**WHAT TO PRODUCE:** Repeat only the lines from the line containing "Output the web" through the line containing "w-[1157px] h-[556px] overflow-hidden", both included, exactly as they stand.

**DATA SUPPLIED:**
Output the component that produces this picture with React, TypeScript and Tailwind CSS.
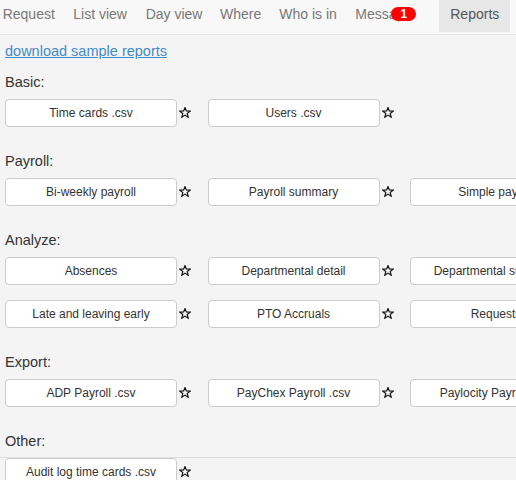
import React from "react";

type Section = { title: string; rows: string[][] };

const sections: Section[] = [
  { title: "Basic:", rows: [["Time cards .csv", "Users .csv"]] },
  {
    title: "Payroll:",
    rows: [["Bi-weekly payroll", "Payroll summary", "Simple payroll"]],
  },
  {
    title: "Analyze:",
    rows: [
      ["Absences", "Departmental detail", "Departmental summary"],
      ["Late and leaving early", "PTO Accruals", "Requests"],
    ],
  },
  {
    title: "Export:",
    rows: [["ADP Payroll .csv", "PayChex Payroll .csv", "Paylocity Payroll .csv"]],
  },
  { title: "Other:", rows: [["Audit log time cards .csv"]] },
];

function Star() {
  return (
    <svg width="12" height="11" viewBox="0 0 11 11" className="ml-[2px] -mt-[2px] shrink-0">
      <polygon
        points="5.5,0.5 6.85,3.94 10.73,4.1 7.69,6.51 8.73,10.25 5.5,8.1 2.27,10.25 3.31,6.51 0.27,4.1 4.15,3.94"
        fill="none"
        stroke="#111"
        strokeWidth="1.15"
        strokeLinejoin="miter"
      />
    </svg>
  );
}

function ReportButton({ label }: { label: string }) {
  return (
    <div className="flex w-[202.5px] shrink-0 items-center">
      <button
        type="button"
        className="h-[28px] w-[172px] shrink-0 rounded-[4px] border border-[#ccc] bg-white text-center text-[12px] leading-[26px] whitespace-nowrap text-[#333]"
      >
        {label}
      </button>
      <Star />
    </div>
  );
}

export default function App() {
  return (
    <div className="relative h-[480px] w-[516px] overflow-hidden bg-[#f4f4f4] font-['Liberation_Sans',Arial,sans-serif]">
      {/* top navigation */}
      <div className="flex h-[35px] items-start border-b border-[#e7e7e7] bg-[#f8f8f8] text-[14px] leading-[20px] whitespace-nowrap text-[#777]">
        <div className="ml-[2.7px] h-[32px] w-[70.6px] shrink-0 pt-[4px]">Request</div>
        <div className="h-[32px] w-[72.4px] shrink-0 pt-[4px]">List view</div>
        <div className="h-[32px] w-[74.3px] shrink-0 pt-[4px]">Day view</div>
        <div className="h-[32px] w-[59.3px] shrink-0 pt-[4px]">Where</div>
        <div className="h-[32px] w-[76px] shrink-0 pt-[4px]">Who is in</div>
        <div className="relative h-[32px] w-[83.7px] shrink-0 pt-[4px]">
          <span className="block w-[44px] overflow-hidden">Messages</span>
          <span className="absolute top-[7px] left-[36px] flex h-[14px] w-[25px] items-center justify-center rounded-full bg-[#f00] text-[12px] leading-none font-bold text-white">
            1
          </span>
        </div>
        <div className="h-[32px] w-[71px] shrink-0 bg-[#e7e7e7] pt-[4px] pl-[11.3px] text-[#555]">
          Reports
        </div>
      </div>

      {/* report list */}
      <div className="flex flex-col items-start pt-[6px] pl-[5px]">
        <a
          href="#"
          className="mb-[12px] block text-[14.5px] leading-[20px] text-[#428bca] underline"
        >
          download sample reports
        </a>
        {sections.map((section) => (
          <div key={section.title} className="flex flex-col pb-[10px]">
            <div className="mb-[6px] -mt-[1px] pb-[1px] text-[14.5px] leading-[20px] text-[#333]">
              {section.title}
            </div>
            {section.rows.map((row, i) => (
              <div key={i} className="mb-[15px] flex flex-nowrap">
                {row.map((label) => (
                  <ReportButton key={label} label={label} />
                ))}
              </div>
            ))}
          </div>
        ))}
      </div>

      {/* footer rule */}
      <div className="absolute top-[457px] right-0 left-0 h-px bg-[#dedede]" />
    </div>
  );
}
--
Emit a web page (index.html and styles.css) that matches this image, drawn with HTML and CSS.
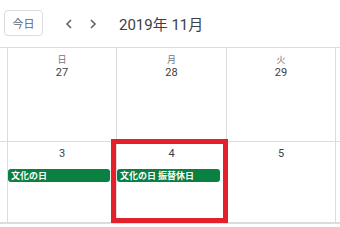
---
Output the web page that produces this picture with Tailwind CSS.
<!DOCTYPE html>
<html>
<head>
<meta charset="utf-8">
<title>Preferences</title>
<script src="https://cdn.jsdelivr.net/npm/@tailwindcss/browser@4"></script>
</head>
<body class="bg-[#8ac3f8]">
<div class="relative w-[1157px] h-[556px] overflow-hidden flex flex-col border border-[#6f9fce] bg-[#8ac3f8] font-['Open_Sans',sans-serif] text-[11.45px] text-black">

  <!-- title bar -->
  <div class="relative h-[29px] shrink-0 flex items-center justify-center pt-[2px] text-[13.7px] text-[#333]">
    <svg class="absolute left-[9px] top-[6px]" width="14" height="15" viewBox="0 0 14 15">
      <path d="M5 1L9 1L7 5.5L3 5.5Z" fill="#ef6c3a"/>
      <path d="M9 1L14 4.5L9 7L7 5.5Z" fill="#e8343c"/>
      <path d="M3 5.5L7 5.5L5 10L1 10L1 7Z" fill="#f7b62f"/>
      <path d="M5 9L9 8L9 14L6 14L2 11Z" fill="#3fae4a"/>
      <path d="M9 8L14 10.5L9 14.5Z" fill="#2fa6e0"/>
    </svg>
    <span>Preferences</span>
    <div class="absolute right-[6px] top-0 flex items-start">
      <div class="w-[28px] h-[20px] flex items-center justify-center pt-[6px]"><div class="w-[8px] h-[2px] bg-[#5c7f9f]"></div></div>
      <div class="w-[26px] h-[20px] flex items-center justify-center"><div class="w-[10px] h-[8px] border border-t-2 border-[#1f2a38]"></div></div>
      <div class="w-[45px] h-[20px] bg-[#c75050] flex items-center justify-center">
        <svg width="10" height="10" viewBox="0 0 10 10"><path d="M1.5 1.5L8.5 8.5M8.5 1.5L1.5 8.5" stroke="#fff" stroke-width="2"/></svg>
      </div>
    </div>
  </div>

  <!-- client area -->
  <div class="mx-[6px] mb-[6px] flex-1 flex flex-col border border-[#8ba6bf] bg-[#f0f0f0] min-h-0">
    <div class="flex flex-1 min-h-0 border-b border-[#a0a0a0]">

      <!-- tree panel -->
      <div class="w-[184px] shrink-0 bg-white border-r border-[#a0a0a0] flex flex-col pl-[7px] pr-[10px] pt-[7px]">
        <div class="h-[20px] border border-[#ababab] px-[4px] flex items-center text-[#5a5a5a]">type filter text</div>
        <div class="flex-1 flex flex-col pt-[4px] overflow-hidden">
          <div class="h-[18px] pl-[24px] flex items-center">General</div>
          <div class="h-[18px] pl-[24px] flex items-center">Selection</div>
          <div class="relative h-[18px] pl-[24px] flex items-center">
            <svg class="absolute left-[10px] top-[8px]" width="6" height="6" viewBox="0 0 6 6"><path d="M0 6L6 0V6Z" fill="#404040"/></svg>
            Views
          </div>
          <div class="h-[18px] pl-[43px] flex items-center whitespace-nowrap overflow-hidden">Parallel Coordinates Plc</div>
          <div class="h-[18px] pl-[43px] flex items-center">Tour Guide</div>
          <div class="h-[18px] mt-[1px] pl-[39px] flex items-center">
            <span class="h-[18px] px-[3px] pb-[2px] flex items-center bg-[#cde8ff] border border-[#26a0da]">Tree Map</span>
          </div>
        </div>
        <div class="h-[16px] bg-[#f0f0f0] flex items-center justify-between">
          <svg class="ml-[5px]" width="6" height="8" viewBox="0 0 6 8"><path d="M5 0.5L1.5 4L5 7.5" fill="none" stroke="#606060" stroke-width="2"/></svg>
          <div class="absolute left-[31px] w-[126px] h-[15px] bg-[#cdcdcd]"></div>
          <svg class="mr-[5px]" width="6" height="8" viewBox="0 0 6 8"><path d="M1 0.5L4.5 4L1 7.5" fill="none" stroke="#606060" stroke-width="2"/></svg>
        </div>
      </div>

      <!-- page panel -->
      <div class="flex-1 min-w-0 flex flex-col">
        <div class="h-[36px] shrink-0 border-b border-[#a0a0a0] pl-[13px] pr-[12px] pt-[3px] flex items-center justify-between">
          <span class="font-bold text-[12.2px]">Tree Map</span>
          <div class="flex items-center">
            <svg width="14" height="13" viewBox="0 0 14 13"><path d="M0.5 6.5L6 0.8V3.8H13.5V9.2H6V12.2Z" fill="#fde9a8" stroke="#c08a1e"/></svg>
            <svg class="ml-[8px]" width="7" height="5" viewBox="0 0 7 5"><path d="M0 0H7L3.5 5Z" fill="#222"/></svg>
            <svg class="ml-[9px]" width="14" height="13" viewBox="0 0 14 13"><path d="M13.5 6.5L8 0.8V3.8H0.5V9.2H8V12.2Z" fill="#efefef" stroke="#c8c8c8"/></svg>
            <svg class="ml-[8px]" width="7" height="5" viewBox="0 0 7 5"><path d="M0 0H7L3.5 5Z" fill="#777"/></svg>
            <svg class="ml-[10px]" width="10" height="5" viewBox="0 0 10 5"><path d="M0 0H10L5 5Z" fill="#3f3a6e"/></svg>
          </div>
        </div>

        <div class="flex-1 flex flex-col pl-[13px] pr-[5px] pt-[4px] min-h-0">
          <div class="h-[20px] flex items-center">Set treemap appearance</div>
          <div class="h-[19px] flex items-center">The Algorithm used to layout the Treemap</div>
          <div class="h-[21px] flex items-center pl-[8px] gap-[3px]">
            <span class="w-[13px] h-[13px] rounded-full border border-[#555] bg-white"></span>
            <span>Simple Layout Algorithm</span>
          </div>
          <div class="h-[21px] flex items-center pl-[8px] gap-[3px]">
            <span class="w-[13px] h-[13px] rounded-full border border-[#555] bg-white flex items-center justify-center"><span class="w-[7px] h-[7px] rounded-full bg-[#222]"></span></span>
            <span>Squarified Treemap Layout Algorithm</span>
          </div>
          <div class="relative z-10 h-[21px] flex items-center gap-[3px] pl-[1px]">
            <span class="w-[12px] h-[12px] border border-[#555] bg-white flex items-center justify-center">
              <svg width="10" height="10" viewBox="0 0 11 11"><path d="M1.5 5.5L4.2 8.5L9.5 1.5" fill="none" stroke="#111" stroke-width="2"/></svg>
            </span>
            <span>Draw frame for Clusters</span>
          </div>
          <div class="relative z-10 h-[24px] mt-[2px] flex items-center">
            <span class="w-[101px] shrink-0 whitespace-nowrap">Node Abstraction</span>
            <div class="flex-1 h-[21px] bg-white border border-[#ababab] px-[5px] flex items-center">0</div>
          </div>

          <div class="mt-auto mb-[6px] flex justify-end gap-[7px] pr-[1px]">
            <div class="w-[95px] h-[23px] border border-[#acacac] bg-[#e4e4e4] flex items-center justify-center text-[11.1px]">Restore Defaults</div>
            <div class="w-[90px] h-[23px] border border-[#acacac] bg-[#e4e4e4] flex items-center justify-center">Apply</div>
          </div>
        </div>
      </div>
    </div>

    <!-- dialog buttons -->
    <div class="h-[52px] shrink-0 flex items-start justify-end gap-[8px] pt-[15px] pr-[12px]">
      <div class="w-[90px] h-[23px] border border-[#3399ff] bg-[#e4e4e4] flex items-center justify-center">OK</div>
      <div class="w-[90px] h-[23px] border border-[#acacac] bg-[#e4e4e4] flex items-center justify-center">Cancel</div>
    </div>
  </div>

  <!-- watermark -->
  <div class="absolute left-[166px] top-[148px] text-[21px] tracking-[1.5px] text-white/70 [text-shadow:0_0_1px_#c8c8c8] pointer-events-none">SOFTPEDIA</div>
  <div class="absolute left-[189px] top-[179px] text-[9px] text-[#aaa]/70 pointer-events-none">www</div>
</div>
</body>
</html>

**SOLUTION FOR THIS TASK:**
Output the web page that produces this picture with Tailwind CSS.
<!DOCTYPE html>
<html>
<head>
<meta charset="utf-8">
<title>Preferences</title>
<script src="https://cdn.jsdelivr.net/npm/@tailwindcss/browser@4"></script>
</head>
<body class="bg-[#8ac3f8]">
<div class="relative w-[1157px] h-[556px] overflow-hidden flex flex-col border border-[#6f9fce] bg-[#8ac3f8] font-['Open_Sans',sans-serif] text-[11.45px] text-black">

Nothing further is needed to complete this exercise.